### Data provided

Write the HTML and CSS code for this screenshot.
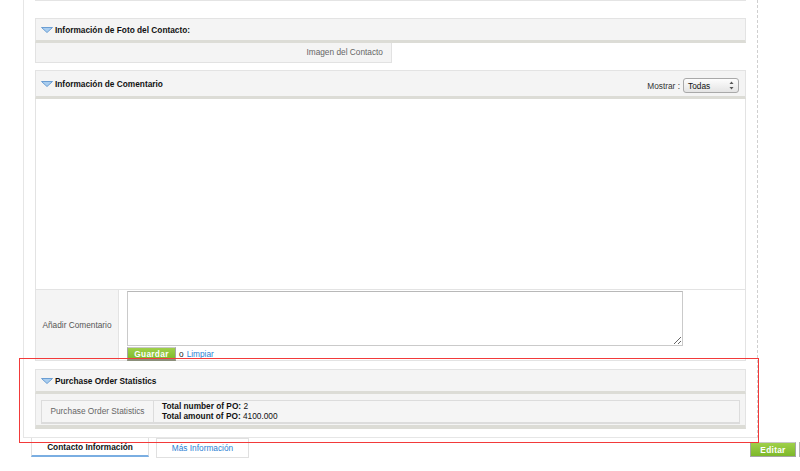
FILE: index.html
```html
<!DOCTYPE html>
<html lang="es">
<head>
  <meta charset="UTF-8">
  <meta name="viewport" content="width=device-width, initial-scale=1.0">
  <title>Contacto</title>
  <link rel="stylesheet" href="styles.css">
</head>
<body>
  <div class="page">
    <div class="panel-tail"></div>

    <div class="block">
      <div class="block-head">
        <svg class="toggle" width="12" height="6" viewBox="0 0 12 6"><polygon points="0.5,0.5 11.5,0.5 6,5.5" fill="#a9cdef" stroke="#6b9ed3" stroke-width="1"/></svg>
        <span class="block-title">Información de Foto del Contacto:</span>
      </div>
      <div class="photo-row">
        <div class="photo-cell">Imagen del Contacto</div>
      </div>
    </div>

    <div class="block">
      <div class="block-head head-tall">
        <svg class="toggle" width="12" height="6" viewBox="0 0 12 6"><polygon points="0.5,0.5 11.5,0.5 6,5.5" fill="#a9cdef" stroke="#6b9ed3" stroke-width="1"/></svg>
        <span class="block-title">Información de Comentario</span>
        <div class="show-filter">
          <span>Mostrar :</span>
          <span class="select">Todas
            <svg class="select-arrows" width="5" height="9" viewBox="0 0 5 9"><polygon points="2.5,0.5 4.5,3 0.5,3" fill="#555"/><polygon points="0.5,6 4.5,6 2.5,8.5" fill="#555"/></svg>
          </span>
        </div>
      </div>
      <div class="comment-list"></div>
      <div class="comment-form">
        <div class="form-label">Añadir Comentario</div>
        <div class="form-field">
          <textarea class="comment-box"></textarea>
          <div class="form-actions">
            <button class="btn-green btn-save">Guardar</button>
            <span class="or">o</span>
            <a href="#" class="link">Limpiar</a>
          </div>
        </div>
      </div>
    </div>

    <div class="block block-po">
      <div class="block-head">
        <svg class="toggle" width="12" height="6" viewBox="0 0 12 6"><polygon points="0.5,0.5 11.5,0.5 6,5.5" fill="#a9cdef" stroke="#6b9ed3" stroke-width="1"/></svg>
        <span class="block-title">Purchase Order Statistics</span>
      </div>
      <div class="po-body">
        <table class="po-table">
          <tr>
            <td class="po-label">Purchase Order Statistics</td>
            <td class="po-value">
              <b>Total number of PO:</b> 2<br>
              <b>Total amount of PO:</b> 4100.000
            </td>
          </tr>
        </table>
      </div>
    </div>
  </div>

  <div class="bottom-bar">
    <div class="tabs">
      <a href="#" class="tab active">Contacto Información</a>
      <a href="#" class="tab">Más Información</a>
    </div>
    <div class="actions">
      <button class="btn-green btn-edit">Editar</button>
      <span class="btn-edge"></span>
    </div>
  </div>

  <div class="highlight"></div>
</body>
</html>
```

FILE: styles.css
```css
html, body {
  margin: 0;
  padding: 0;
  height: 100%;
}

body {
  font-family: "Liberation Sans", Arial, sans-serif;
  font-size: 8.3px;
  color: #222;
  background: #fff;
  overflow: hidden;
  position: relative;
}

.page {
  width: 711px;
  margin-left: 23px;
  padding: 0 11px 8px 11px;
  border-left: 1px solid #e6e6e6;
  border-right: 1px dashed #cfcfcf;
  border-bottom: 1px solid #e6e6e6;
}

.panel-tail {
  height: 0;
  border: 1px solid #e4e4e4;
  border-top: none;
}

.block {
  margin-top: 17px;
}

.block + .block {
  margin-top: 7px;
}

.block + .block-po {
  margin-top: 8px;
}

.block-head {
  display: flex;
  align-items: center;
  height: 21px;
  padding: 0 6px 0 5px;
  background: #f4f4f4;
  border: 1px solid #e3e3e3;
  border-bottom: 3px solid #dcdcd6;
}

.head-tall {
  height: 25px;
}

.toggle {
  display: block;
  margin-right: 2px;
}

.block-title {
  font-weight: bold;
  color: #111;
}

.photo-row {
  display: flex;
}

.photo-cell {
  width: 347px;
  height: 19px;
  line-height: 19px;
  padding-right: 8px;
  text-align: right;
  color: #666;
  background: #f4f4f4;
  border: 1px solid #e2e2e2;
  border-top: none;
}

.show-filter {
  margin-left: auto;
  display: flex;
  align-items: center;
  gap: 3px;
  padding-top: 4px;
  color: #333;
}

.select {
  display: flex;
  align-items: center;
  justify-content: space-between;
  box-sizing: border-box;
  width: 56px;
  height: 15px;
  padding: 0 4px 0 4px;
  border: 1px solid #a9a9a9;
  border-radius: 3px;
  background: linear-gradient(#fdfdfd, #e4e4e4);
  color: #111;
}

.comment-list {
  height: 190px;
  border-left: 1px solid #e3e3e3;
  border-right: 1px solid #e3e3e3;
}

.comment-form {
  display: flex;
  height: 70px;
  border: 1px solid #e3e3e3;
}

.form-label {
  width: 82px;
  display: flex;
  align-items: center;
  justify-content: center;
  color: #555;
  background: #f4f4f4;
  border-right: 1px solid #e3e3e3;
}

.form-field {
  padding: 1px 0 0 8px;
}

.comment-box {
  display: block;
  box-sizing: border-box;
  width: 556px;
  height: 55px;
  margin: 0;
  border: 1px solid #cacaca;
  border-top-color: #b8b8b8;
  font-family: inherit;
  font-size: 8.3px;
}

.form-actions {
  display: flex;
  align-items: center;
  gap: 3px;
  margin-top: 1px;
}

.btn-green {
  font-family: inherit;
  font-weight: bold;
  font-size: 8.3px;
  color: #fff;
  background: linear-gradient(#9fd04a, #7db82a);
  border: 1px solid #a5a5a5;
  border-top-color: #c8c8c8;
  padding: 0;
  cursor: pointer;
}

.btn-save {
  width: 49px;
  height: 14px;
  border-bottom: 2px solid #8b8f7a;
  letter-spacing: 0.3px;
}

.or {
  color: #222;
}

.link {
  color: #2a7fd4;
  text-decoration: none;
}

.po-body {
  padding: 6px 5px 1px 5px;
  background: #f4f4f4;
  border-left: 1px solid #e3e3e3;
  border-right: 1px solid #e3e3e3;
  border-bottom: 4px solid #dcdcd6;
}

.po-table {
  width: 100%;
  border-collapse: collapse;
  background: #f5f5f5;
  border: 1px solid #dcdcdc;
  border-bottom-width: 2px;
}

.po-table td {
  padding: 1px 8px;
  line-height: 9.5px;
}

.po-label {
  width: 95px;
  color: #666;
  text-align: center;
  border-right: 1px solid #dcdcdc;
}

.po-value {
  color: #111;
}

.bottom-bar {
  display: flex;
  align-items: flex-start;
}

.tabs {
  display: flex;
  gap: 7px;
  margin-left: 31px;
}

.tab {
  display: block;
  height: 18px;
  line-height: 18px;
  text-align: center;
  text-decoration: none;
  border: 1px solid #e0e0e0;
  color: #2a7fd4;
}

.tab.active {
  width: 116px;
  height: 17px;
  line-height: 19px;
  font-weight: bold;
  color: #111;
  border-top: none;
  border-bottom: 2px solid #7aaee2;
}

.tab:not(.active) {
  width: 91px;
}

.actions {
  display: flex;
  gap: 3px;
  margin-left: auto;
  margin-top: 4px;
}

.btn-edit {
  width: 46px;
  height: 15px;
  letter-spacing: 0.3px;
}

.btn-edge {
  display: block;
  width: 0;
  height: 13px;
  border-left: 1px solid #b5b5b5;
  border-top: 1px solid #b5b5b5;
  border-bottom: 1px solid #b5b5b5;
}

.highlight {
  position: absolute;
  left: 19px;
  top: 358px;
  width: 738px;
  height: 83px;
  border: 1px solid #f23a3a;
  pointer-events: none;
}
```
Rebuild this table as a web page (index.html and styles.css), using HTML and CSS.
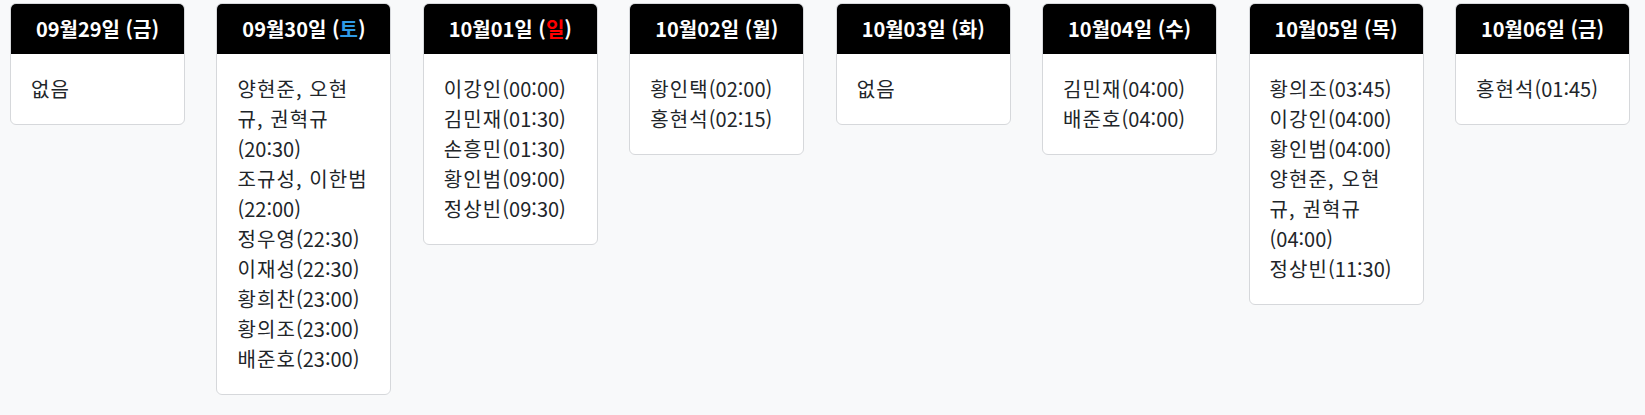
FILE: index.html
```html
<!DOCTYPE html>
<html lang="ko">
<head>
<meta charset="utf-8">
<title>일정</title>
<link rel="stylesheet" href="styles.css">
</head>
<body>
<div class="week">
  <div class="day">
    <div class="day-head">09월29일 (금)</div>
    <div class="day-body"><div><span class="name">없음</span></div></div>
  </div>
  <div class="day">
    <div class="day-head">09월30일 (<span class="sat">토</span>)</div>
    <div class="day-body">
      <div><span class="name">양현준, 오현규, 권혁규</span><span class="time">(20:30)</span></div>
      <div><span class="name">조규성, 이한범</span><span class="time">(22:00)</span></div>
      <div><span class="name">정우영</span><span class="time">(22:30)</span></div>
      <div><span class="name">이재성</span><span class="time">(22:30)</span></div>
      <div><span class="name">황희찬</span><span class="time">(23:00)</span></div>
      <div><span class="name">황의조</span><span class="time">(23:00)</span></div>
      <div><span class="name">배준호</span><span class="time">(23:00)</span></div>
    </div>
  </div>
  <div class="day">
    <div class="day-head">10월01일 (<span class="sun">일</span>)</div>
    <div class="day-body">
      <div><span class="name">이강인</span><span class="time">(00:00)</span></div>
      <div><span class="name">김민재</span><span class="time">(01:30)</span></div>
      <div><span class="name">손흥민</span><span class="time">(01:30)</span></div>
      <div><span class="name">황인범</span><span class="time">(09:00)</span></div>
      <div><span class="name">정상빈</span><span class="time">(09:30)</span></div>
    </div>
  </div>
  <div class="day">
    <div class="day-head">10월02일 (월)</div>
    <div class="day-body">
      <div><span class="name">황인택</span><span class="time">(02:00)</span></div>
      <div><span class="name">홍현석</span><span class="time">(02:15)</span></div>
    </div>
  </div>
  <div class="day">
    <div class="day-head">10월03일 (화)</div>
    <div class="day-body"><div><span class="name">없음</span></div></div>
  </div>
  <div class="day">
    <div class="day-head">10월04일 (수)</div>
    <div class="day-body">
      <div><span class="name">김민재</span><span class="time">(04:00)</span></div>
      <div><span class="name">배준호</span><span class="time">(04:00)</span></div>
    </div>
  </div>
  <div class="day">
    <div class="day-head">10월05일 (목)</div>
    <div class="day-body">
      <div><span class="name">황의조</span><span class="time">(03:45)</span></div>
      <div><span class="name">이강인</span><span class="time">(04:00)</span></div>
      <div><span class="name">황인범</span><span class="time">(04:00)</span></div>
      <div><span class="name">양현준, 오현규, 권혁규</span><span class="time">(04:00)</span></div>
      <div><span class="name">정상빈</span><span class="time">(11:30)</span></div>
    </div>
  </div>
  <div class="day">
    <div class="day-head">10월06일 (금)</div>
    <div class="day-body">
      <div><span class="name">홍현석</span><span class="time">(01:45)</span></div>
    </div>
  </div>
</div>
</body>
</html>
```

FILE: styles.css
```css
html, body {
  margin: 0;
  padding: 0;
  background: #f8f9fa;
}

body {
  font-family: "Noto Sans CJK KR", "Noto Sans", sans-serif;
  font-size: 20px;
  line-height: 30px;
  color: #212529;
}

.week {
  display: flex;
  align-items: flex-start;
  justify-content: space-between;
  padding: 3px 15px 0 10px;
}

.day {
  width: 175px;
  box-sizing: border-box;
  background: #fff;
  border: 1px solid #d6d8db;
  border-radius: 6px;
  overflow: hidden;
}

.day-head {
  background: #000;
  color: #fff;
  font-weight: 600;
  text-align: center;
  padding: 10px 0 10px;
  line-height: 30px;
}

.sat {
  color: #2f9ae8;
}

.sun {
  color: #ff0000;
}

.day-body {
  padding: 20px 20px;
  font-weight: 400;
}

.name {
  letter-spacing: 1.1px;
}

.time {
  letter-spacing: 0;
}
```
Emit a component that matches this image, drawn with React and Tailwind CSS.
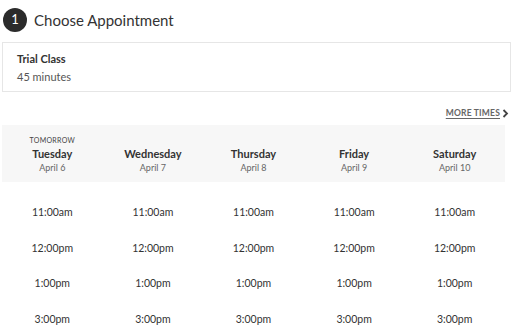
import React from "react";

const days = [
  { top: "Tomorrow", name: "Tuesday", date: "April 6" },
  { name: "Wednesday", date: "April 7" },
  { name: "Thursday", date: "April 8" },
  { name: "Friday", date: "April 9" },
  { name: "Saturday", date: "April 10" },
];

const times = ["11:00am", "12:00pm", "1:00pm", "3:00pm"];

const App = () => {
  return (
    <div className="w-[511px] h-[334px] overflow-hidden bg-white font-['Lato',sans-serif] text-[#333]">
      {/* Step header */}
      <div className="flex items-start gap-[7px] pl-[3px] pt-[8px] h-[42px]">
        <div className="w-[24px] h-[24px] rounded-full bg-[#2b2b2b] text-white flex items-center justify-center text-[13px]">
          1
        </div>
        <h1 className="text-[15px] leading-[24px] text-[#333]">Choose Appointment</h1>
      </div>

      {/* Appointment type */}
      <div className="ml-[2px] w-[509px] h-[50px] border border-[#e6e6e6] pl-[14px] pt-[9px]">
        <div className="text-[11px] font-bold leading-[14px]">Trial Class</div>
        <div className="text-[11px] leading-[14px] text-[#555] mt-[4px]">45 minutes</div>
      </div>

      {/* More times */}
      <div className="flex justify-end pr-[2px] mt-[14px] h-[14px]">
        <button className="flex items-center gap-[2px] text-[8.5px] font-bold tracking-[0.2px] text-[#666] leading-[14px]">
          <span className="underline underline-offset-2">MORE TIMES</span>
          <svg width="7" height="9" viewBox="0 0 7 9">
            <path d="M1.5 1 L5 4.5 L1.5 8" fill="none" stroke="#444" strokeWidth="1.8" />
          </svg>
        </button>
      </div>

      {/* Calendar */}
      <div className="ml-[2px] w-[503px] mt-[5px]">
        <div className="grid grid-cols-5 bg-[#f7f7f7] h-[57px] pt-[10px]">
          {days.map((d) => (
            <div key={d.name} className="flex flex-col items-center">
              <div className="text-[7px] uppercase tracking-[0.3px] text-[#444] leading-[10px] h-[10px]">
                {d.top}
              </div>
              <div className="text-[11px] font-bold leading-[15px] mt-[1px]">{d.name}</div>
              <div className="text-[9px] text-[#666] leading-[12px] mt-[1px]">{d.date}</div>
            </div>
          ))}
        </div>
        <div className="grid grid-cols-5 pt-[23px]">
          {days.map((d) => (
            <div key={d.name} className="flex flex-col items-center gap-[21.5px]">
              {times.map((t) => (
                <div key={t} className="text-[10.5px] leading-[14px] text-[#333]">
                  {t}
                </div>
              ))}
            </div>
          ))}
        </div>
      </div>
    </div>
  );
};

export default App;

######

What you are asked to do
Report all lines of the data above that include the string "React".

Exercise response
Emit a component that matches this image, drawn with React and Tailwind CSS.
import React from "react";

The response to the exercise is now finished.